Performance Overview
definity provides a comprehensive resource cost and performance analysis system with recommendations to help optimize data pipelines. The system enables users to:
- Identify high infrastructure cost pipelines – Detect and analyze pipelines consuming excessive resources.
- Identify pipelines with poor performance and high resource waste – Highlight inefficiencies and potential bottlenecks.
- Suggest optimizations and performance tuning – Provide actionable recommendations along with their projected impact.
Resource Waste in Spark Pipelines
definity categorizes resource waste in Spark pipelines into two main types:
1. Unutilized Resources
Through continuous monitoring of pipeline behavior over time, definity accurately determines the required amount of resources, filtering out noise from short-term peaks and lows. This allows for more effective resource allocation and cost reduction by identifying:
- vCores that are provisioned but never used.

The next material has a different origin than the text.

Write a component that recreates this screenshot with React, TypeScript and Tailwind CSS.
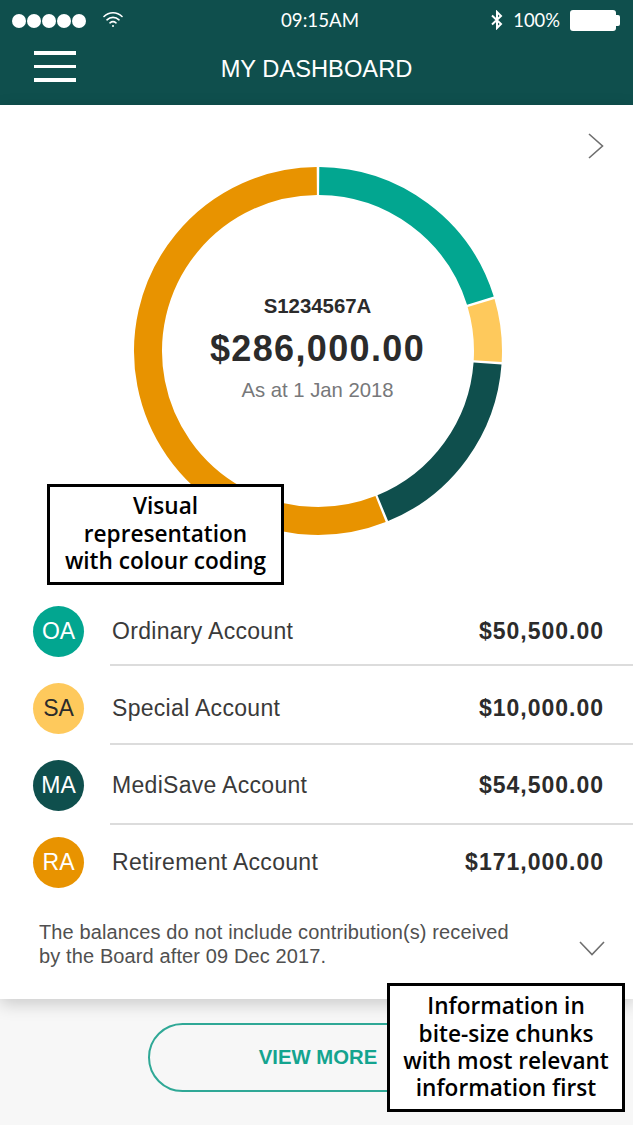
const sans = { fontFamily: '"Liberation Sans", Arial, sans-serif' }
const callout = { fontFamily: '"Open Sans", sans-serif' }

const accounts = [
    { code: 'OA', name: 'Ordinary Account', amount: '$50,500.00', badge: 'bg-[#02a690] text-white', line: 'mt-[7px] mb-[17px]' },
    { code: 'SA', name: 'Special Account', amount: '$10,000.00', badge: 'bg-[#fec95c] text-[#2b2b2b]', line: 'mt-[9px] mb-[15px]' },
    { code: 'MA', name: 'MediSave Account', amount: '$54,500.00', badge: 'bg-[#0f4f4d] text-white', line: 'mt-[12px] mb-[12px]' },
    { code: 'RA', name: 'Retirement Account', amount: '$171,000.00', badge: 'bg-[#e89300] text-white', line: '' },
]

const segments = [
    { from: 0.4, to: 72.8, color: '#02a690' },
    { from: 73.6, to: 93.4, color: '#fec95c' },
    { from: 94.2, to: 157.6, color: '#0f4f4d' },
    { from: 158.4, to: 359.6, color: '#e89300' },
]

function arc(from: number, to: number, r: number) {
    const pt = (deg: number) => {
        const a = (deg * Math.PI) / 180
        return `${(185 + r * Math.sin(a)).toFixed(2)} ${(185 - r * Math.cos(a)).toFixed(2)}`
    }
    return `M ${pt(from)} A ${r} ${r} 0 ${to - from > 180 ? 1 : 0} 1 ${pt(to)}`
}

function StatusBar() {
    return (
        <div className="flex h-[41px] items-center justify-between pl-[12px] pr-[13px] text-white" style={{ fontFamily: 'Lato, sans-serif' }}>
            <div className="flex w-[180px] items-center">
                <div className="flex gap-[1px]">
                    {[0, 1, 2, 3, 4].map((i) => (
                        <span key={i} className="h-[14px] w-[14px] rounded-full bg-white" />
                    ))}
                </div>
                <svg width="20" height="18" viewBox="0 0 20 18" fill="none" stroke="white" strokeWidth="1.6" strokeLinecap="round" className="mb-[3px] ml-[17px]">
                    <path d="M1 6.5C6 1.5 14 1.5 19 6.5" />
                    <path d="M4 9.8C7.4 6.6 12.6 6.6 16 9.8" />
                    <path d="M7 12.8C8.8 11.4 11.2 11.4 13 12.8" />
                    <circle cx="10" cy="16" r="1" fill="white" stroke="none" />
                </svg>
            </div>
            <span className="ml-[8px] pb-[1px] text-[18.7px]">09:15AM</span>
            <div className="flex w-[180px] items-center justify-end">
                <svg width="12" height="20" viewBox="0 0 12 20" fill="none" stroke="white" strokeWidth="2" className="mr-[10px]">
                    <path d="M1 5.5L10 14L6 18V2L10 6L1 14.5" />
                </svg>
                <span className="text-[18.4px]">100%</span>
                <div className="ml-[10px] flex items-center">
                    <div className="h-[21px] w-[46px] rounded-[3px] bg-white" />
                    <div className="h-[11px] w-[4px] rounded-r-[2px] bg-white" />
                </div>
            </div>
        </div>
    )
}

function TitleBar() {
    return (
        <div className="relative flex h-[64px] items-start justify-center pt-[12px]">
            <div className="absolute left-[34px] top-[10px] flex flex-col gap-[10px]">
                <span className="h-[3.5px] w-[42px] bg-white" />
                <span className="h-[3.5px] w-[42px] bg-white" />
                <span className="h-[3.5px] w-[42px] bg-white" />
            </div>
            <h1 className="text-[23.7px] leading-[32px] text-white" style={sans}>MY DASHBOARD</h1>
        </div>
    )
}

function Donut() {
    return (
        <div className="relative mx-auto h-[370px] w-[370px] translate-x-[1px]">
            <svg width="370" height="370" viewBox="0 0 370 370">
                {segments.map((s) => (
                    <path key={s.color} d={arc(s.from, s.to, 170)} fill="none" stroke={s.color} strokeWidth="28" />
                ))}
            </svg>
            <div className="absolute inset-0 flex flex-col items-center pt-[129px]">
                <p className="text-[20.4px] font-bold leading-[22px] text-[#2b2b2b]">S1234567A</p>
                <p className="mt-[11px] text-[36px] font-bold leading-[42px] tracking-[1.35px] text-[#2b2b2b]">$286,000.00</p>
                <p className="mt-[8px] text-[20.3px] leading-[24px] text-[#77787a]">As at 1 Jan 2018</p>
            </div>
        </div>
    )
}

function AccountRow({ code, name, amount, badge, line }: { code: string; name: string; amount: string; badge: string; line: string }) {
    return (
        <div>
            <div className="flex h-[51px] items-center pl-[33px] pr-[29px]">
                <span className={`flex h-[51px] w-[51px] shrink-0 items-center justify-center rounded-full text-[23px] ${badge}`}>{code}</span>
                <span className="ml-[28px] flex-1 text-[23px] tracking-[0.3px] text-[#3a3a3a]">{name}</span>
                <span className="text-[23px] font-bold tracking-[1px] text-[#2b2b2b]">{amount}</span>
            </div>
            {line && <div className={`ml-[110px] h-[2px] bg-[#dcdcdc] ${line}`} />}
        </div>
    )
}

export default function App() {
    return (
        <div className="relative h-[1125px] w-[633px] overflow-hidden bg-[#f7f7f7]" style={sans}>
            <header className="bg-[#0f4f4d]">
                <StatusBar />
                <TitleBar />
            </header>

            <section className="relative bg-white pt-[61px] shadow-[0_5px_16px_rgba(0,0,0,0.18)]">
                <svg width="18" height="28" viewBox="0 0 18 28" fill="none" stroke="#6f6f6f" strokeWidth="1.6" className="absolute right-[28px] top-[27px]">
                    <path d="M2 2L15.5 14L2 26" />
                </svg>
                <Donut />
                <div className="mt-[69.5px]">
                    {accounts.map((a) => (
                        <AccountRow key={a.code} {...a} />
                    ))}
                </div>
                <div className="flex h-[111.5px] items-start justify-between pl-[39px] pr-[28px] pt-[32.5px]">
                    <p className="text-[20px] leading-[24px] tracking-[0.12px] text-[#505050]">
                        The balances do not include contribution(s) received
                        <br />
                        by the Board after 09 Dec 2017.
                    </p>
                    <svg width="26" height="15" viewBox="0 0 26 15" fill="none" stroke="#6f6f6f" strokeWidth="1.6" className="mt-[21px]">
                        <path d="M1 1L13 13.5L25 1" />
                    </svg>
                </div>
            </section>

            <div className="mt-[24px] flex justify-center pl-[3px]">
                <button type="button" className="h-[69px] w-[340px] rounded-full border-2 border-[#2fa896] text-[20.3px] font-bold text-[#14a48f]">
                    VIEW MORE
                </button>
            </div>

            <div className="absolute left-[47px] top-[484px] flex h-[101px] w-[237px] items-center justify-center border-[3px] border-black bg-white pb-[2px] text-center text-[22.6px] font-semibold leading-[27.4px] text-black" style={callout}>
                <p>Visual<br />representation<br />with colour coding</p>
            </div>
            <div className="absolute left-[387px] top-[983px] flex h-[129px] w-[238px] items-center justify-center border-[3px] border-black bg-white pb-[1px] text-center text-[22.6px] font-semibold leading-[27.4px] text-black" style={callout}>
                <p>Information in<br />bite-size chunks<br />with most relevant<br />information first</p>
            </div>
        </div>
    )
}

- Memory that is allocated but remains unused.
- vCores that appear to be utilized but remain idle during execution.
2. Inefficient Resource Utilization
Resource inefficiency occurs when the allocated resources are used in a suboptimal manner. definity identifies and analyzes factors such as:
- Failures & Retries – Frequent task failures leading to unnecessary resource consumption.
- Skewed Workloads – Data imbalances causing uneven task execution across nodes.
- High Shuffle & Spill Costs – Excessive disk and network I/O from suboptimal Spark operations.
- Suboptimal Partitioning – Inefficient partitioning leading to performance bottlenecks.
- Task Parallelism Issues – Misconfigured concurrency settings resulting in underutilized cluster capacity.
Optimization Recommendations
definity provides actionable insights and recommendations to optimize resource allocation and pipeline execution, including:
- Right-sizing vCores and Memory Allocation – Adjusting configurations based on historical execution patterns.
- Adaptive Execution Strategies – Reconfiguring tasks to dynamically adjust to data distribution changes.
- Improved Data Partitioning – Optimizing partitioning strategies for balanced workloads.
- Code Optimization & Query Tuning – Rewriting inefficient queries and Spark transformations.
- Concurrency & Parallelism Adjustments – Ensuring optimal task distribution for maximum efficiency.
By implementing these optimizations, users can significantly reduce infrastructure costs, enhance performance, and improve the overall efficiency of their Spark pipelines.